One problem I am running into is that WMP does not play Blu-Ray (probably because they backed HD-DVD so they are holding a grudge), but I read places there are codecs that can be added to WMP and/or I would need a program that works inside WMP that has the codecs. But that is stupid annoying of MS.

Might end up with an Ultimax thanks to Erin. It looks like a beast of a sub.


----------



## tyroneshoes (Mar 21, 2006)

Newegg.com - MartinLogan MLT-1 5.1CH Home Theater Speaker System, Black

These are in my gaming room with a denon 1909 with aud xt. Sounds excellent. Best deal out imo.


----------



## 2010hummerguy (Oct 7, 2009)

schmiddr2 said:


> I have had HTPC in regular cases for a few years. It's just been a computer next to the TV, lol. But I was thinking for this build I would upgrade my all around computer and hand down the previous parts for the HTPC build...and use an HTPC case so it will not stand out, like this:
> 
> 
> 
> ...


Check into Jriver: JRiver Media Center software

Here is a great discussion on it (just ignore the $3k DAC recommendations): How to replace your home theater pre-pro with a HTPC!

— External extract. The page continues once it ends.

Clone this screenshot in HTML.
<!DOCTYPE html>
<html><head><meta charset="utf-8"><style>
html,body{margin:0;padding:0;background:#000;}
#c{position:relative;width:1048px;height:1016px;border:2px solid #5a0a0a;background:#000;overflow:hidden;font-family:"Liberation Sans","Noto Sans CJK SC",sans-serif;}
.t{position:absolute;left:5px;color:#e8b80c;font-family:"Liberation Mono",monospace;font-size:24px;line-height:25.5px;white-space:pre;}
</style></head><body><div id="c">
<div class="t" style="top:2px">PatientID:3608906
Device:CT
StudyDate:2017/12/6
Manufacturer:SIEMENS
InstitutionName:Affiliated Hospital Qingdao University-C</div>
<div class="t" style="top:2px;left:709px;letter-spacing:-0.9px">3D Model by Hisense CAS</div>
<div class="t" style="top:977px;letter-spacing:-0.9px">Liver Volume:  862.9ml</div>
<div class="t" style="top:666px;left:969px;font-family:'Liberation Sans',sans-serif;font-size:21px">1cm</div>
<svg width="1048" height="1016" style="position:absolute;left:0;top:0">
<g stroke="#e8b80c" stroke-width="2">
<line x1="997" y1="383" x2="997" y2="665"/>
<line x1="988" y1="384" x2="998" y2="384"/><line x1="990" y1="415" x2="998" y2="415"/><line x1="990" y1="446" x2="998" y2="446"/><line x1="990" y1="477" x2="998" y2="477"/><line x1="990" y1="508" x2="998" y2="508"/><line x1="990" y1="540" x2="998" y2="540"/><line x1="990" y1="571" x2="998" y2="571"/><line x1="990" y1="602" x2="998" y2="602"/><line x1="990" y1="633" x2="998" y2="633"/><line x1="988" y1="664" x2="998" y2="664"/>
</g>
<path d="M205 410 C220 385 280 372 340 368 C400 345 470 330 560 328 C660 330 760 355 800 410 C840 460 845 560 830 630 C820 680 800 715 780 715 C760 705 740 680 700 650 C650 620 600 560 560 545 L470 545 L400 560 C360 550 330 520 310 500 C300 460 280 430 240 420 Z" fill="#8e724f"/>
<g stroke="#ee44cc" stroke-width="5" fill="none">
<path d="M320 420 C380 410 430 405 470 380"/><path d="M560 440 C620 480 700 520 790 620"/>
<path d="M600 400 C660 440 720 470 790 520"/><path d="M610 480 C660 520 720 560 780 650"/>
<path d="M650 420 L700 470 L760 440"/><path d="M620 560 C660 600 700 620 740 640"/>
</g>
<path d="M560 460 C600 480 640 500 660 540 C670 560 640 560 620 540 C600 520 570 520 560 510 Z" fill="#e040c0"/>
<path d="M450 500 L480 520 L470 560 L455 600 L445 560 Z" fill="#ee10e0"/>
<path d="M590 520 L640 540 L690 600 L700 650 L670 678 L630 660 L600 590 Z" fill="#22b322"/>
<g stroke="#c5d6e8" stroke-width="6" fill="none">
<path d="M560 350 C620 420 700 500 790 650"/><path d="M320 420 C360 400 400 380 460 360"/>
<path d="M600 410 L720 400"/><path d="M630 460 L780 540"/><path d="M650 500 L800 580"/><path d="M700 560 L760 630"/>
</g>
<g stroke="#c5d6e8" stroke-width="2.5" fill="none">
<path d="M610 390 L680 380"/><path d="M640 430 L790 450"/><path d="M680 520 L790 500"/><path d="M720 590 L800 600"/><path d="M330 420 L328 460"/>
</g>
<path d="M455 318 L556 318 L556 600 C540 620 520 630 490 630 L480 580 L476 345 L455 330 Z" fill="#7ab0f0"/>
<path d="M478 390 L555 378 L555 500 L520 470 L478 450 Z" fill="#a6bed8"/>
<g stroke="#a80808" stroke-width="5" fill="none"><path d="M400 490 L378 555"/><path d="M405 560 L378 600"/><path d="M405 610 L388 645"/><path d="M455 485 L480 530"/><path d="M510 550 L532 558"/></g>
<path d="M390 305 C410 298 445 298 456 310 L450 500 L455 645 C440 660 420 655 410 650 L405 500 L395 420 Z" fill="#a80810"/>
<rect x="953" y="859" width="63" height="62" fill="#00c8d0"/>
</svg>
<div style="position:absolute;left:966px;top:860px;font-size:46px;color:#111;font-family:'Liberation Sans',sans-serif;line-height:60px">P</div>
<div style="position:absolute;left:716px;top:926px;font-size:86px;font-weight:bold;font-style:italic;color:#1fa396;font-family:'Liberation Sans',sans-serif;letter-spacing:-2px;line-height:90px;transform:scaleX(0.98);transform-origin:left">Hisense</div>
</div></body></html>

I am going to try this with my HTPC this weekend and also attempt to use Dirac room correction. Trying to avoid buying an Anthem with this route


----------



## schmiddr2 (Aug 10, 2009)

Thanks. I don't want to go through all that trouble, but it's a shame that since big companies like, MS, HP, etc. don't care if customers are happy with Blu-Ray playback that we get stuck with all these second rate programs that are either slow or don't play certain features within the disc. I wanted one less remote and one less box to to find a home for, but it looks like the Sony BDP-5100 is about the same price as a Blu-Ray burner for a computer, so that's what I might just get a dedicated player.


----------



## Blazemore (Dec 1, 2006)

schmiddr2 said:


> I wanted one less remote and one less box to to find a home for, but it looks like the Sony BDP-5100 is about the same price as a Blu-Ray burner for a computer, so that's what I might just get a dedicated player.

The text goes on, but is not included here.